憲法改正や原発の安全利用、日米同盟の堅持は必要だし、教育予算の倍増や、農業・エネルギーの自給率を高めることが政策目標です。そして、賃上げにも徹底的に我々はこだわってきました。政権を取ることを考える上でも、こうした価値観を共有できる方々に一緒にやりませんかと呼びかけていきます。

個別質問:党名変更は?単独党勢するなら?

Q(玉木候補へ)

党名変更について、現在はどうお考えですか。

玉木候補:

変更については賛否両論あります。決めうちではなくて、皆の意見を聞いて判断していきたいと思っています。

Q(前原候補へ)

仮に、単独で党勢拡大するとしたら方策はどう考えますか。

前原候補:

現職の全員当選と、総支部長できるだけ上乗せしていくことに力を入れたいと思いますね。

人生かけて総支部長になってくださった方々をどれだけ当選させられるかは代表としての責務です。誤解を恐れずに言うと、新たにこれから総支部長になってくださる方は「カカシ」でもいいという人を選んでいくしかないと思っています。国政選挙後の地方選挙を見据えた候補者擁立など、色々なことをしっかり話をしながら総支部長を選んでいきます。

討論会を終えて…選挙ドットコム編集長より

今回の国民民主党の代表選では、他のメディアでも多くの討論会が開催されていたため、選挙ドットコムの討論会は、政策よりも選挙に焦点を当てた議論を行いました。両候補には真摯にお答え頂きまして、心より感謝申し上げます。
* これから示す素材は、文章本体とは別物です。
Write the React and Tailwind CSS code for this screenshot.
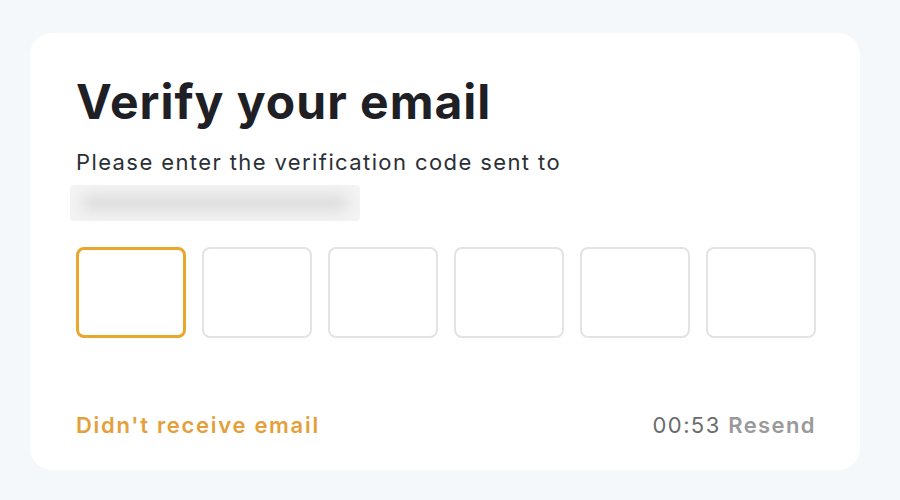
import React from 'react';

const VerifyEmail = () => {
    const boxes = [0, 1, 2, 3, 4, 5];

    return (
        <div className="w-[900px] h-[500px] bg-[#f5f8fb] pt-[33px] pl-[30px]" style={{ fontFamily: 'Inter, "Noto Sans", sans-serif' }}>
            <div className="w-[830px] h-[437px] bg-white rounded-[22px] pl-[46px] pr-[44px] pt-[43px] flex flex-col">
                <h1 className="text-[48px] leading-[52px] font-bold text-[#1e2026] tracking-[1px]">Verify your email</h1>
                <p className="mt-[21px] text-[22px] leading-[26px] text-[#2b2f36] tracking-[1.4px]">Please enter the verification code sent to</p>

                {/* masked address */}
                <div className="mt-[10px] -ml-[6px] w-[290px] h-[36px] bg-[#f3f3f3] rounded-sm overflow-hidden">
                    <div className="mx-[12px] mt-[10px] h-[16px] bg-[#dcdcdc] rounded-full blur-[7px]" />
                </div>

                <div className="mt-[26px] flex gap-[16px]">
                    {boxes.map((i) => (
                        <div
                            key={i}
                            className={`w-[110px] h-[91px] rounded-[8px] ${i === 0 ? 'border-[3px] border-[#eaa62d]' : 'border-2 border-[#e3e3e3]'}`}
                        />
                    ))}
                </div>

                <div className="mt-[74px] flex items-center justify-between">
                    <span className="text-[22px] leading-[26px] font-semibold text-[#e4a03a] tracking-[1.7px]">Didn't receive email</span>
                    <span className="text-[22px] leading-[26px] text-[#6b6b6b] tracking-[1.4px]">
                        00:53 <span className="font-semibold text-[#9a9a9a]">Resend</span>
                    </span>
                </div>
            </div>
        </div>
    );
};

export default function App() {
    return <VerifyEmail />;
}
一方で、事前に頂いた視聴者の皆さんからのご質問については、もう少し時間を設けて、当日お伺いできたら良かったという反省があります。ひとえに私の進行によるものであり、次回以降の討論会では改善したいと考えております。

改めまして、大変お忙しい中、選挙ドットコムの討論会にご出演頂きました両候補、そして、討論会をご覧くださった視聴者の皆様に深く感謝申し上げます。